# [Short problem]
Work through the listing below and count the lines that hold "React". Answer with the number alone.

# [Records for processing]
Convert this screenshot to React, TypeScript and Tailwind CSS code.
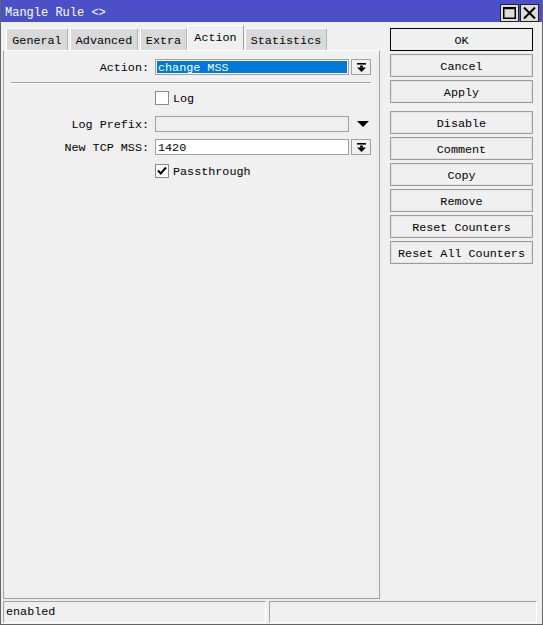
import React from "react";

function DropBtn() {
  return (
    <div className="ml-[2px] w-[20px] h-[16px] border border-[#a0a0a0] bg-[#f0f0f0] flex items-center justify-center">
      <svg width="9" height="9" viewBox="0 0 9 9">
        <rect x="0" y="0" width="9" height="1.6" fill="#000" />
        <rect x="3" y="2.6" width="3" height="2" fill="#000" />
        <polygon points="0,4.4 9,4.4 4.5,9" fill="#000" />
      </svg>
    </div>
  );
}

function Check({ checked }: { checked?: boolean }) {
  return (
    <div className="w-[14px] h-[14px] border border-[#8a8a8a] bg-white flex items-center justify-center">
      {checked && (
        <svg width="10" height="10" viewBox="0 0 10 10">
          <polyline points="1,4.5 3.8,7.5 9,1.5" fill="none" stroke="#000" strokeWidth="2" />
        </svg>
      )}
    </div>
  );
}

function Btn({ label, primary }: { label: string; primary?: boolean }) {
  return (
    <div
      className={
        "h-[23px] flex items-center justify-center bg-[#f0f0f0] border " +
        (primary ? "border-black" : "border-[#9c9c9c] shadow-[inset_0_0_0_1px_#e4e4e4]")
      }
    >
      <span className="translate-y-[2px]">{label}</span>
    </div>
  );
}

export default function App() {
  const tabBase = "h-[22px] flex items-center justify-center bg-[#d9d9d9] border-t border-l border-white border-r border-r-[#b4b4b4]";
  return (
    <div className="w-[543px] h-[625px] bg-[#f0f0f0] border-x border-b border-[#646464] flex flex-col font-[Liberation_Mono,monospace] text-[11.75px] text-black leading-none overflow-hidden">
      {/* Title bar */}
      <div className="h-[22px] bg-[#4b50c8] -mx-px flex items-start pr-[4px] shrink-0">
        <span className="text-white text-[12px] ml-[5px] mt-[7px]">Mangle Rule &lt;&gt;</span>
        <div className="ml-auto flex gap-[1px] mt-[4px]">
          <div className="w-[19px] h-[18px] bg-[#dcdcdc] border border-[#222] flex items-center justify-center">
            <svg width="13" height="12" viewBox="0 0 13 12">
              <rect x="0.75" y="1" width="11.5" height="10.25" fill="none" stroke="#000" strokeWidth="1.5" />
              <rect x="0" y="0" width="13" height="2.2" fill="#000" />
            </svg>
          </div>
          <div className="w-[19px] h-[18px] bg-[#dcdcdc] border border-[#222] flex items-center justify-center">
            <svg width="13" height="12" viewBox="0 0 13 12">
              <path d="M1 0.5 L12 11.5 M12 0.5 L1 11.5" stroke="#000" strokeWidth="2" />
            </svg>
          </div>
        </div>
      </div>

      {/* Body */}
      <div className="flex-1 flex min-h-0">
        {/* Left */}
        <div className="ml-[2px] w-[377px] flex flex-col pt-[3px]">
          <div className="h-[25px] flex items-end pl-[3px] shrink-0">
            <div className={tabBase + " w-[62px]"}>
              <span className="translate-y-[2px]">General</span>
            </div>
            <div className={tabBase + " w-[68px] ml-[2px]"}>
              <span className="translate-y-[2px]">Advanced</span>
            </div>
            <div className={tabBase + " w-[47px] ml-[2px]"}>
              <span className="translate-y-[2px]">Extra</span>
            </div>
            <div className="h-[25px] w-[57px] flex items-center justify-center bg-[#f0f0f0] border-t border-l border-white border-r border-r-[#a0a0a0] pb-[1px]">
              <span className="translate-y-[1px]">Action</span>
            </div>
            <div className={tabBase + " w-[82px] ml-[1px]"}>
              <span className="translate-y-[2px]">Statistics</span>
            </div>
          </div>
          <div className="flex-1 border border-[#a0a0a0] border-t-white flex flex-col pt-[8px]">
            {/* Action row */}
            <div className="flex items-center h-[16px]">
              <div className="w-[145px] text-right translate-y-[1.5px]">Action:</div>
              <div className="ml-[6px] w-[194px] h-[16px] border border-[#a0a0a0] bg-white p-[1px]">
                <div className="h-full bg-[#0078d7] text-white flex items-center pl-[1px]">
                  <span className="translate-y-[1.5px]">change MSS</span>
                </div>
              </div>
              <DropBtn />
            </div>
            {/* separator */}
            <div className="mt-[7px] ml-[7px] w-[360px] h-[2px] border-t border-[#a0a0a0] border-b border-b-white" />
            {/* Log */}
            <div className="mt-[7px] flex items-center h-[14px]">
              <div className="w-[145px]" />
              <div className="ml-[6px]">
                <Check />
              </div>
              <span className="ml-[4px] translate-y-[1.5px]">Log</span>
            </div>
            {/* Log Prefix */}
            <div className="mt-[11px] flex items-center h-[16px]">
              <div className="w-[145px] text-right translate-y-[1.5px]">Log Prefix:</div>
              <div className="ml-[6px] w-[194px] h-[16px] border border-[#a0a0a0] bg-[#f0f0f0]" />
              <svg className="ml-[8px]" width="12" height="6" viewBox="0 0 12 6">
                <polygon points="0,0 12,0 6,6" fill="#000" />
              </svg>
            </div>
            {/* New TCP MSS */}
            <div className="mt-[7px] flex items-center h-[16px]">
              <div className="w-[145px] text-right translate-y-[1.5px]">New TCP MSS:</div>
              <div className="ml-[6px] w-[194px] h-[16px] border border-[#a0a0a0] bg-white flex items-center pl-[2px]">
                <span className="translate-y-[1.5px]">1420</span>
              </div>
              <DropBtn />
            </div>
            {/* Passthrough */}
            <div className="mt-[9px] flex items-center h-[14px]">
              <div className="w-[145px]" />
              <div className="ml-[6px]">
                <Check checked />
              </div>
              <span className="ml-[4px] translate-y-[1.5px]">Passthrough</span>
            </div>
          </div>
        </div>

        {/* Right buttons */}
        <div className="ml-[10px] w-[143px] flex flex-col pt-[6px]">
          <div className="flex flex-col gap-[3px]">
            <Btn label="OK" primary />
            <Btn label="Cancel" />
            <Btn label="Apply" />
          </div>
          <div className="flex flex-col gap-[3px] mt-[8px]">
            <Btn label="Disable" />
            <Btn label="Comment" />
            <Btn label="Copy" />
            <Btn label="Remove" />
            <Btn label="Reset Counters" />
            <Btn label="Reset All Counters" />
          </div>
        </div>
      </div>

      {/* Status bar */}
      <div className="mt-[2px] mb-[1px] h-[22px] flex pl-[2px] shrink-0">
        <div className="w-[263px] h-full border border-[#a0a0a0] border-b-white border-r-white flex items-center pl-[2px]">
          <span className="translate-y-[1px]">enabled</span>
        </div>
        <div className="ml-[3px] w-[268px] h-full border border-[#a0a0a0] border-b-white border-r-white" />
      </div>
    </div>
  );
}
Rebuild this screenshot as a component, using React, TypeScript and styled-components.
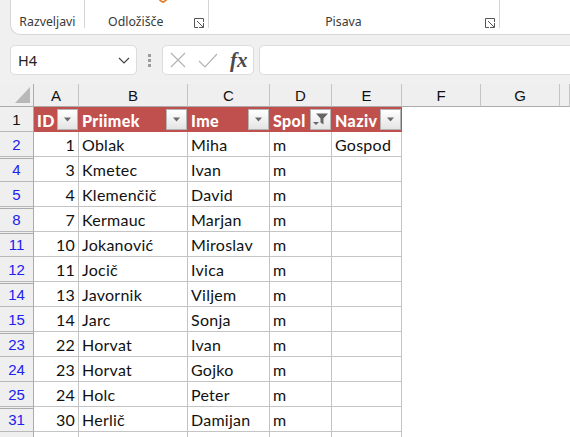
import React from 'react';
import styled, { createGlobalStyle } from 'styled-components';

const GlobalStyle = createGlobalStyle`
  html, body {
    margin: 0;
    padding: 0;
    background: #f0f0f0;
    overflow: hidden;
  }
`;

const Page = styled.div`
  width: 570px;
  height: 437px;
  overflow: hidden;
  display: flex;
  flex-direction: column;
  background: #f0f0f0;
  font-family: 'Noto Sans', sans-serif;
`;

const Ribbon = styled.div`
  height: 35px;
  margin-left: 10px;
  display: flex;
  flex-shrink: 0;
  background: #fff;
  border: 1px solid #d6d6d6;
  border-top: none;
  border-right: none;
  border-bottom-left-radius: 10px;
  box-sizing: border-box;
`;

const RibbonGroup = styled.div<{ $width: number; $last?: boolean }>`
  position: relative;
  width: ${(p) => p.$width}px;
  height: 28px;
  border-right: ${(p) => (p.$last ? 'none' : '1px solid #d4d4d4')};
  display: flex;
  align-items: flex-end;
  justify-content: center;
  box-sizing: border-box;
`;

const GroupLabel = styled.span<{ $launcher?: boolean }>`
  font-size: 12.3px;
  line-height: 16px;
  color: #3a3a3a;
  margin-right: ${(p) => (p.$launcher ? 21 : 0)}px;
  margin-bottom: -2px;
`;

const Launcher = styled.svg`
  position: absolute;
  right: 4px;
  bottom: 0;
  width: 10px;
  height: 10px;
`;

const ClipMark = styled.svg`
  position: absolute;
  left: 73px;
  top: 0;
  width: 10px;
  height: 3px;
`;

const FormulaBar = styled.div`
  height: 30px;
  margin-top: 10px;
  display: flex;
  align-items: stretch;
  flex-shrink: 0;
  padding-left: 10px;
`;

const BarBox = styled.div`
  background: #fff;
  border: 1px solid #dcdcdc;
  border-radius: 5px;
  box-sizing: border-box;
  display: flex;
  align-items: center;
`;

const NameBox = styled(BarBox)`
  width: 127px;
  padding: 0 6px 0 7px;
  justify-content: space-between;
  font-size: 14.5px;
  color: #222;
`;

const Grip = styled.div`
  width: 25px;
  display: flex;
  flex-direction: column;
  align-items: center;
  justify-content: center;
  gap: 2px;
`;

const GripDot = styled.i`
  width: 3px;
  height: 3px;
  background: #9c9c9c;
`;

const ActionsBox = styled(BarBox)`
  width: 92px;
  padding: 0 0 0 7px;
  gap: 12px;
`;

const FxLabel = styled.span`
  font-family: 'Liberation Serif', serif;
  font-style: italic;
  font-size: 21px;
  font-weight: 700;
  color: #4a4a4a;
  line-height: 20px;
`;

const FormulaInput = styled(BarBox)`
  flex: 1;
  margin-left: 5px;
  border-right: none;
  border-radius: 5px 0 0 5px;
`;

const Sheet = styled.div`
  margin-top: 9px;
  display: grid;
  grid-template-columns: 34px 45px 109px 82px 62px 70px 79px 79px 10px;
  grid-template-rows: 23px 25px;
  grid-auto-rows: 25px;
  font-family: 'Lato', sans-serif;
  font-size: 16px;
  letter-spacing: 0.25px;
  color: #111;
  background: #fff;
`;

const Corner = styled.div`
  position: relative;
  background: #efefef;
  border-right: 1px solid #ababab;
  border-bottom: 1px solid #ababab;
  box-sizing: border-box;
`;

const CornerMark = styled.div`
  position: absolute;
  right: 3px;
  bottom: 3px;
  width: 0;
  height: 0;
  border-left: 15px solid transparent;
  border-bottom: 16px solid #b8b8b8;
`;

const ColHead = styled.div`
  background: #efefef;
  border-right: 1px solid #c4c4c4;
  border-bottom: 1px solid #ababab;
  box-sizing: border-box;
  display: flex;
  align-items: center;
  justify-content: center;
  font-family: 'Liberation Sans', sans-serif;
  font-size: 15px;
  letter-spacing: 0;
  color: #111;
`;

const RowHead = styled.div<{ $gap?: boolean; $plain?: boolean }>`
  position: relative;
  background: #efefef;
  border-right: 1px solid #ababab;
  border-bottom: 1px solid #b8b8b8;
  box-sizing: border-box;
  display: flex;
  align-items: center;
  justify-content: center;
  padding-top: 1px;
  font-family: 'Liberation Sans', sans-serif;
  font-size: 15px;
  letter-spacing: 0;
  color: ${(p) => (p.$plain ? '#111' : '#2020f0')};

  &::before {
    content: '';
    display: ${(p) => (p.$gap ? 'block' : 'none')};
    position: absolute;
    left: 0;
    right: 0;
    top: 1px;
    height: 1px;
    background: #ababab;
  }
`;

const TitleCell = styled.div`
  background: #c0504d;
  box-sizing: border-box;
  display: flex;
  align-items: center;
  justify-content: space-between;
  padding: 0 1px 0 3px;
  color: #fff;
  font-weight: 900;
  font-size: 16px;
  letter-spacing: 0.4px;
`;

const TitleText = styled.span`
  padding-top: 2px;
`;

const FilterButton = styled.div`
  width: 21px;
  height: 21px;
  box-sizing: border-box;
  flex-shrink: 0;
  background: linear-gradient(#ffffff, #e4e4e4);
  border: 1px solid #b4b4b4;
  display: flex;
  align-items: center;
  justify-content: center;
`;

const Cell = styled.div<{ $right?: boolean }>`
  border-right: 1px solid #c4c4c4;
  border-bottom: 1px solid #c4c4c4;
  box-sizing: border-box;
  display: flex;
  align-items: center;
  justify-content: ${(p) => (p.$right ? 'flex-end' : 'flex-start')};
  padding: 1px 3px 0;
`;

const PlainCell = styled.div`
  background: #fff;
`;

const columns = ['A', 'B', 'C', 'D', 'E', 'F', 'G', ''];

const titles = [
  { text: 'ID', filtered: false },
  { text: 'Priimek', filtered: false },
  { text: 'Ime', filtered: false },
  { text: 'Spol', filtered: true },
  { text: 'Naziv', filtered: false },
];

const rows = [
  { n: 2, id: 1, last: 'Oblak', first: 'Miha', title: 'Gospod' },
  { n: 4, id: 3, last: 'Kmetec', first: 'Ivan', gap: true },
  { n: 5, id: 4, last: 'Klemenčič', first: 'David' },
  { n: 8, id: 7, last: 'Kermauc', first: 'Marjan', gap: true },
  { n: 11, id: 10, last: 'Jokanović', first: 'Miroslav', gap: true },
  { n: 12, id: 11, last: 'Jocič', first: 'Ivica' },
  { n: 14, id: 13, last: 'Javornik', first: 'Viljem', gap: true },
  { n: 15, id: 14, last: 'Jarc', first: 'Sonja' },
  { n: 23, id: 22, last: 'Horvat', first: 'Ivan', gap: true },
  { n: 24, id: 23, last: 'Horvat', first: 'Gojko' },
  { n: 25, id: 24, last: 'Holc', first: 'Peter' },
  { n: 31, id: 30, last: 'Herlič', first: 'Damijan', gap: true },
];

const LauncherIcon = () => (
  <Launcher viewBox="0 0 10 10" fill="none" stroke="#555" strokeWidth="1">
    <path d="M9.5 4V.5H.5V9.5H4" />
    <path d="M3 3l6 6M9.5 5v4.5H5" />
  </Launcher>
);

const ArrowIcon = () => (
  <svg width="9" height="5" viewBox="0 0 9 5">
    <path d="M1 0.5h7L4.5 4.5z" fill="#6a6a6a" />
  </svg>
);

const FilterIcon = () => (
  <svg width="19" height="19" viewBox="0 0 19 19">
    <path d="M5 3.5h12l-4.5 5v6l-3-2v-4z" fill="#666" />
    <path d="M2 12h6l-3 3z" fill="#666" />
  </svg>
);

export default function App() {
  return (
    <Page>
      <GlobalStyle />
      <Ribbon>
        <RibbonGroup $width={74}>
          <GroupLabel>Razveljavi</GroupLabel>
        </RibbonGroup>
        <RibbonGroup $width={124}>
          <ClipMark viewBox="0 0 10 3">
            <path d="M1.5 0L5 2.2 8.5 0" fill="none" stroke="#e07b26" strokeWidth="1.6" />
          </ClipMark>
          <GroupLabel $launcher>Odložišče</GroupLabel>
          <LauncherIcon />
        </RibbonGroup>
        <RibbonGroup $width={292}>
          <GroupLabel $launcher>Pisava</GroupLabel>
          <LauncherIcon />
        </RibbonGroup>
        <RibbonGroup $width={70} $last />
      </Ribbon>

      <FormulaBar>
        <NameBox>
          H4
          <svg width="12" height="7" viewBox="0 0 12 7" fill="none" stroke="#444" strokeWidth="1.2">
            <path d="M1 1l5 5 5-5" />
          </svg>
        </NameBox>
        <Grip>
          <GripDot />
          <GripDot />
          <GripDot />
        </Grip>
        <ActionsBox>
          <svg width="16" height="16" viewBox="0 0 16 16" fill="none" stroke="#b4b4b4" strokeWidth="1.2">
            <path d="M1 1l14 14M15 1L1 15" />
          </svg>
          <svg width="20" height="15" viewBox="0 0 20 15" fill="none" stroke="#b4b4b4" strokeWidth="1.2">
            <path d="M1 8l6 6L19 1" />
          </svg>
          <FxLabel>fx</FxLabel>
        </ActionsBox>
        <FormulaInput />
      </FormulaBar>

      <Sheet>
        <Corner>
          <CornerMark />
        </Corner>
        {columns.map((c, i) => (
          <ColHead key={i}>{c}</ColHead>
        ))}

        <RowHead $plain>1</RowHead>
        {titles.map((t) => (
          <TitleCell key={t.text}>
            <TitleText>{t.text}</TitleText>
            <FilterButton>{t.filtered ? <FilterIcon /> : <ArrowIcon />}</FilterButton>
          </TitleCell>
        ))}
        <PlainCell />
        <PlainCell />
        <PlainCell />

        {rows.map((r) => (
          <React.Fragment key={r.n}>
            <RowHead $gap={r.gap}>{r.n}</RowHead>
            <Cell $right>{r.id}</Cell>
            <Cell>{r.last}</Cell>
            <Cell>{r.first}</Cell>
            <Cell>m</Cell>
            <Cell>{r.title}</Cell>
            <PlainCell />
            <PlainCell />
            <PlainCell />
          </React.Fragment>
        ))}

        <RowHead />
        <Cell />
        <Cell />
        <Cell />
        <Cell />
        <Cell />
      </Sheet>
    </Page>
  );
}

# [Written solution]
6